Given request:
Answer with one number: the count of lines in this material that hold the word "document".

○ ○ ○

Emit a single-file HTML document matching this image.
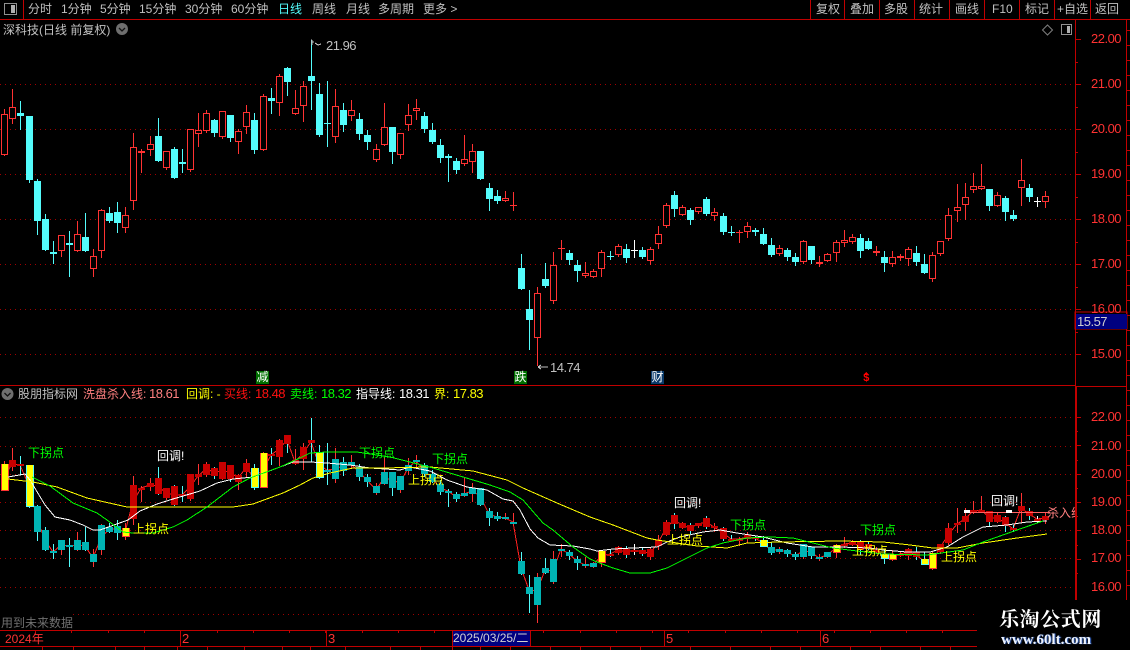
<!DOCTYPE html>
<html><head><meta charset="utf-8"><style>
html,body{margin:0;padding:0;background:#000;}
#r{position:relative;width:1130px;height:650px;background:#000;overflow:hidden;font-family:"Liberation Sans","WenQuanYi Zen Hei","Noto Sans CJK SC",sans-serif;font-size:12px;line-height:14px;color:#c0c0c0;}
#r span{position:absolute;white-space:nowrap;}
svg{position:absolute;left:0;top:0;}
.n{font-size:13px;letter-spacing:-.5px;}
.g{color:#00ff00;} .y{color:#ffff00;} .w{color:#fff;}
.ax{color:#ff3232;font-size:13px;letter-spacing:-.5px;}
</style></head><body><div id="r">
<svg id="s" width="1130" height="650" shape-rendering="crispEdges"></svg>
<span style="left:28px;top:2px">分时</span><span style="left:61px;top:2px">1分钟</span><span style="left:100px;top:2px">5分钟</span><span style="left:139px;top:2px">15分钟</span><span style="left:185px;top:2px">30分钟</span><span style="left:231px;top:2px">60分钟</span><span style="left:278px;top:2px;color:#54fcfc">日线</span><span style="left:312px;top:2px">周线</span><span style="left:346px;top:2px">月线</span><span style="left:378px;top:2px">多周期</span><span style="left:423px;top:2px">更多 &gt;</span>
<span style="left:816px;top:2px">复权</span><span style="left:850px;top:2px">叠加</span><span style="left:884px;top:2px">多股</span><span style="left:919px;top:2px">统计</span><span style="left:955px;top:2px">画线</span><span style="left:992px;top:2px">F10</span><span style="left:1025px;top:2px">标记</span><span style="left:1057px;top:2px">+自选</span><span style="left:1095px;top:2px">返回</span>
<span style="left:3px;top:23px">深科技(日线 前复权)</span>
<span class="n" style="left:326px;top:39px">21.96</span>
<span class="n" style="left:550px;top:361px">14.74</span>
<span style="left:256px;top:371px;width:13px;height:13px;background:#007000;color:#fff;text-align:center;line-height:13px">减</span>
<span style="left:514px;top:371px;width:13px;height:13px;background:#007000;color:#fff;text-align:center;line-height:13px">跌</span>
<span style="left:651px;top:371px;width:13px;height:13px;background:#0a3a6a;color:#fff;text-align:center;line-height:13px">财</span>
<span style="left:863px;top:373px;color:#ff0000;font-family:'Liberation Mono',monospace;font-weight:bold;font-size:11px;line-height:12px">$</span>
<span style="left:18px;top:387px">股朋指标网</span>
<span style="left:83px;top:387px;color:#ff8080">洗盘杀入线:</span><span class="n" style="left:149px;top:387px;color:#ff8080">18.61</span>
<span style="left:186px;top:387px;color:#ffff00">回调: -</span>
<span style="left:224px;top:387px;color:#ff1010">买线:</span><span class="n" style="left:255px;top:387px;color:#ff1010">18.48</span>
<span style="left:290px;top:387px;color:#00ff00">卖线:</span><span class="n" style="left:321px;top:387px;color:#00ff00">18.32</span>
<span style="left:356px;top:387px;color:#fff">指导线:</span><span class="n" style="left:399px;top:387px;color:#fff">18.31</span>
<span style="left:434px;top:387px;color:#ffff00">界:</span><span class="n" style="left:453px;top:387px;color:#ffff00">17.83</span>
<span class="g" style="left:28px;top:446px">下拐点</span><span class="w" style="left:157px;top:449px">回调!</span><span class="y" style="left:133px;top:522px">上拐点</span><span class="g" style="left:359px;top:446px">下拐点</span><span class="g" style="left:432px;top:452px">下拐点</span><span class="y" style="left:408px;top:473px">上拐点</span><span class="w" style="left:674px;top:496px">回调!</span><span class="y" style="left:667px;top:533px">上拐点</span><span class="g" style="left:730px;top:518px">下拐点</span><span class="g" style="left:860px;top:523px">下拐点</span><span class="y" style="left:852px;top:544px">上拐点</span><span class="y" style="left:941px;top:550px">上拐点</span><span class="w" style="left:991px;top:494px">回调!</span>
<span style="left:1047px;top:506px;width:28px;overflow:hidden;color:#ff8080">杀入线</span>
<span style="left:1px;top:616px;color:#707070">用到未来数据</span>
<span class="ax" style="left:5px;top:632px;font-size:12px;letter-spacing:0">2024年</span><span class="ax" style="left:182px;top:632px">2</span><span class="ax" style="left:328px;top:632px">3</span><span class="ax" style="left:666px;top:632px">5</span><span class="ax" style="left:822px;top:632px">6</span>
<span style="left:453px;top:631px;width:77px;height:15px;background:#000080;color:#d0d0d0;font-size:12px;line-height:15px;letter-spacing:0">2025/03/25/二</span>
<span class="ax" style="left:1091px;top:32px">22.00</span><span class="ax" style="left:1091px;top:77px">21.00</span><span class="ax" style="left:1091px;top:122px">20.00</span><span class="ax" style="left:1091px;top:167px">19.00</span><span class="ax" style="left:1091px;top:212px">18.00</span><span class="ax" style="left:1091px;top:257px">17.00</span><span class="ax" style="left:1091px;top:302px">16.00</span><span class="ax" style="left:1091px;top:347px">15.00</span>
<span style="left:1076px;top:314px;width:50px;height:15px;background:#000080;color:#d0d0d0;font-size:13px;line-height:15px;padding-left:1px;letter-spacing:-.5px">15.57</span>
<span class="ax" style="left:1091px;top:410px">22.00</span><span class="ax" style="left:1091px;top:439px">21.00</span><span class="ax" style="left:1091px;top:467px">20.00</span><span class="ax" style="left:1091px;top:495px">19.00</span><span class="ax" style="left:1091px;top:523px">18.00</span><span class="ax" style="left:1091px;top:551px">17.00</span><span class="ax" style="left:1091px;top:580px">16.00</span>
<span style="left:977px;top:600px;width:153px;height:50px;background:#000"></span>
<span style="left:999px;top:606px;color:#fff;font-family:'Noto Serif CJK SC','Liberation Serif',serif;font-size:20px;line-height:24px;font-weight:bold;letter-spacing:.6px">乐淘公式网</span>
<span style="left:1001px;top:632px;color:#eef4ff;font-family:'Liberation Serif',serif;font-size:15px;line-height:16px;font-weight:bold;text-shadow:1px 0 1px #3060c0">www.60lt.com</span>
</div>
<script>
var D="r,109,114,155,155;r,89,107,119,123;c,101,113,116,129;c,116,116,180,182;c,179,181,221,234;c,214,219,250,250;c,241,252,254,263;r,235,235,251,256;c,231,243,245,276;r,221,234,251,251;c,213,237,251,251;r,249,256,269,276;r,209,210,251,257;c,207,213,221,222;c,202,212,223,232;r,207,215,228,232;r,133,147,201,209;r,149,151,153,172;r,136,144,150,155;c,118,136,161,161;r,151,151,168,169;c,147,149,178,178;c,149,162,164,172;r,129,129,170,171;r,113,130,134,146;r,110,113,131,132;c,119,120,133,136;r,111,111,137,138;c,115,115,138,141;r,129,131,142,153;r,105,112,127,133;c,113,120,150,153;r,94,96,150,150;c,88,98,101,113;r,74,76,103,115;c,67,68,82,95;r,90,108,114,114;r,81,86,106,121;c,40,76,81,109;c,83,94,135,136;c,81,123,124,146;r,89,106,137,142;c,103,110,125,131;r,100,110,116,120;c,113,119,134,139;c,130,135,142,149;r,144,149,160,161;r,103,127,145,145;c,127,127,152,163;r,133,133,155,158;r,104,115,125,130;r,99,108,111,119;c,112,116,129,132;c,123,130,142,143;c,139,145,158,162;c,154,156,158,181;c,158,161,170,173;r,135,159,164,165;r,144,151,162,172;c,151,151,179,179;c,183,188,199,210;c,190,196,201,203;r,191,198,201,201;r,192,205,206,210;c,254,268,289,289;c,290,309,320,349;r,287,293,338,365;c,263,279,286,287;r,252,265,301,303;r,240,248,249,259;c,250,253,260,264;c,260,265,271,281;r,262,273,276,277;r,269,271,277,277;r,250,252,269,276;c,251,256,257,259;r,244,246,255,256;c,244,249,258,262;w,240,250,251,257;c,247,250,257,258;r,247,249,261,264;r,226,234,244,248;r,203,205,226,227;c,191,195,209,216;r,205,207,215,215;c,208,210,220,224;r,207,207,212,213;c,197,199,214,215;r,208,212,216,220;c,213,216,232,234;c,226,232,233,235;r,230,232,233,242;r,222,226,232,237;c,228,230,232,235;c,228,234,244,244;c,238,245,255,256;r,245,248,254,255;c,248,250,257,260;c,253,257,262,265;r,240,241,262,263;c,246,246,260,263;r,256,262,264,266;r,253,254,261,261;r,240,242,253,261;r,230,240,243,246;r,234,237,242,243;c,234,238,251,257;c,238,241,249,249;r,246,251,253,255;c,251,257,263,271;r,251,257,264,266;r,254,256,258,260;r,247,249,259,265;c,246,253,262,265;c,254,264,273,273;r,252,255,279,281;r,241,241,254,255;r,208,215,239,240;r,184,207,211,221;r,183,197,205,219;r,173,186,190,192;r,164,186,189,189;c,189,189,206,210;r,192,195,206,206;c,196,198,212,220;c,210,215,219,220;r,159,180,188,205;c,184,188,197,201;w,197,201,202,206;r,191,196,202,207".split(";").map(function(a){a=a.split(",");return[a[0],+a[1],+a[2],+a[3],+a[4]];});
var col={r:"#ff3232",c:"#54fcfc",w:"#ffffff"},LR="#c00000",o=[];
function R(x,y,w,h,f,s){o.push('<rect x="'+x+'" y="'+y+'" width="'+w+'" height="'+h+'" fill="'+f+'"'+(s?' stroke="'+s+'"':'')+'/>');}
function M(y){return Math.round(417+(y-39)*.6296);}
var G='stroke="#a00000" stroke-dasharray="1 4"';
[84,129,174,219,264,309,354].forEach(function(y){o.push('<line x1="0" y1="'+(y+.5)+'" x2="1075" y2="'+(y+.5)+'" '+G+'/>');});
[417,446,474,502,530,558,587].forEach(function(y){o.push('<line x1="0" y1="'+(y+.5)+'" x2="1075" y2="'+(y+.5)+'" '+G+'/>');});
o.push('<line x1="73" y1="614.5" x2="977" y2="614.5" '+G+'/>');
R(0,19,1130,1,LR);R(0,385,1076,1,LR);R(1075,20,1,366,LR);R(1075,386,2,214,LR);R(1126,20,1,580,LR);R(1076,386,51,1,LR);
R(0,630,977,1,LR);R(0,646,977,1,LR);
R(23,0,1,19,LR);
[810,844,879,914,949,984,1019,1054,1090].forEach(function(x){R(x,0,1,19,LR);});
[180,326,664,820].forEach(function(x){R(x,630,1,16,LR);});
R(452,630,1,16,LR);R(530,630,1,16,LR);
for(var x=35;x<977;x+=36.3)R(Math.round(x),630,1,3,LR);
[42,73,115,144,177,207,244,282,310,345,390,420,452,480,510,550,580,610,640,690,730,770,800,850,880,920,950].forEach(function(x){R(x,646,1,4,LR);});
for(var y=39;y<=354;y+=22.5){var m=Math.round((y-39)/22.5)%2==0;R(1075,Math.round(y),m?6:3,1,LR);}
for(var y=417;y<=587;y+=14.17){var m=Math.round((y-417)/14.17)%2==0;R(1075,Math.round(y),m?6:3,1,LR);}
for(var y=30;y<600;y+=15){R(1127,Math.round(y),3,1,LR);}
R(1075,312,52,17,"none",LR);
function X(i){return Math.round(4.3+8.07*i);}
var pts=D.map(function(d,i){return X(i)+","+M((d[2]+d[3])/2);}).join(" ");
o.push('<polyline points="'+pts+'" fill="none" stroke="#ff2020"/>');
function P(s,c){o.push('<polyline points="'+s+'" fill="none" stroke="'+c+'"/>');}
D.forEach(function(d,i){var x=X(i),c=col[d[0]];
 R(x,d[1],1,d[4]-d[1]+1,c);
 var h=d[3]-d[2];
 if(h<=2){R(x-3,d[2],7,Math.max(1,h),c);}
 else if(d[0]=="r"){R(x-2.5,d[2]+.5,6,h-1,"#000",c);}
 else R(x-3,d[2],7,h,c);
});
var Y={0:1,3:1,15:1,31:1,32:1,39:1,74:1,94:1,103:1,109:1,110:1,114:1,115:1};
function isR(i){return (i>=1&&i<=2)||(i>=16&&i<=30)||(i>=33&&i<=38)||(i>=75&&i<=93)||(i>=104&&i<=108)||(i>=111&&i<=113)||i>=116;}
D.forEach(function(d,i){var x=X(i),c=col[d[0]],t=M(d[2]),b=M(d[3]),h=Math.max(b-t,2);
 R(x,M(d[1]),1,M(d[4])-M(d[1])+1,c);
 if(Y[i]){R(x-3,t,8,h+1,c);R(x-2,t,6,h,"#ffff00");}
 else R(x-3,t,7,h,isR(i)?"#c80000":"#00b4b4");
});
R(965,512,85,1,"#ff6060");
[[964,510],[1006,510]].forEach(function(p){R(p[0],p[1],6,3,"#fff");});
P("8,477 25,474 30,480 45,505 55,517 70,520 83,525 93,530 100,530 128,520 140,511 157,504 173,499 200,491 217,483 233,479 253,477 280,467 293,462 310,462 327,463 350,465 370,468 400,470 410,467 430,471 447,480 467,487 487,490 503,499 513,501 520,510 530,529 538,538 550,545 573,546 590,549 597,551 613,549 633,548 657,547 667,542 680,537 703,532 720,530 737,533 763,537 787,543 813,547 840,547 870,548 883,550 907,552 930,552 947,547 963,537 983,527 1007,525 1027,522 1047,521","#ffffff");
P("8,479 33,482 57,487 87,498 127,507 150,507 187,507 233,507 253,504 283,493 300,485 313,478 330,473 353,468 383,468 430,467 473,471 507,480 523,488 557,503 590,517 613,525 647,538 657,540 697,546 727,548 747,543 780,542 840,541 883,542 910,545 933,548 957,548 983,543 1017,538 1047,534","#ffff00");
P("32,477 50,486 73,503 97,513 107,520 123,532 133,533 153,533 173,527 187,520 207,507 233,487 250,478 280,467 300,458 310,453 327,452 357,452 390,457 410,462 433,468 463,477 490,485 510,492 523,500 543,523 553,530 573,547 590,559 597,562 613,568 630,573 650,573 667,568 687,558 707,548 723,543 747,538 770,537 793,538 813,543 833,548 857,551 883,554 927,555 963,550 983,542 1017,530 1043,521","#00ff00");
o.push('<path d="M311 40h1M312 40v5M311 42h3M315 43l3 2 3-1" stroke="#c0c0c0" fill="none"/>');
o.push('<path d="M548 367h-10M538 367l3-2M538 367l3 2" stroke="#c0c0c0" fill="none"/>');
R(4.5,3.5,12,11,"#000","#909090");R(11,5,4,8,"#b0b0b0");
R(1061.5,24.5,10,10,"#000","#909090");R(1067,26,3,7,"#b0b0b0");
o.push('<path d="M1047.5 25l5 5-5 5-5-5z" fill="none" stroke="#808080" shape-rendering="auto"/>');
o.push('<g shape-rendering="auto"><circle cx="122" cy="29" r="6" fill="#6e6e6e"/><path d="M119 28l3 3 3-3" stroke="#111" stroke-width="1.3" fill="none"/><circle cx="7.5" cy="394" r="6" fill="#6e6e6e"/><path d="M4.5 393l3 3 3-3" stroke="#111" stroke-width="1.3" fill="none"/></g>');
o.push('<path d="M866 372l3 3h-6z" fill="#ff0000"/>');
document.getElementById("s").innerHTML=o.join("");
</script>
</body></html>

○ ○ ○

Answer for the task:
2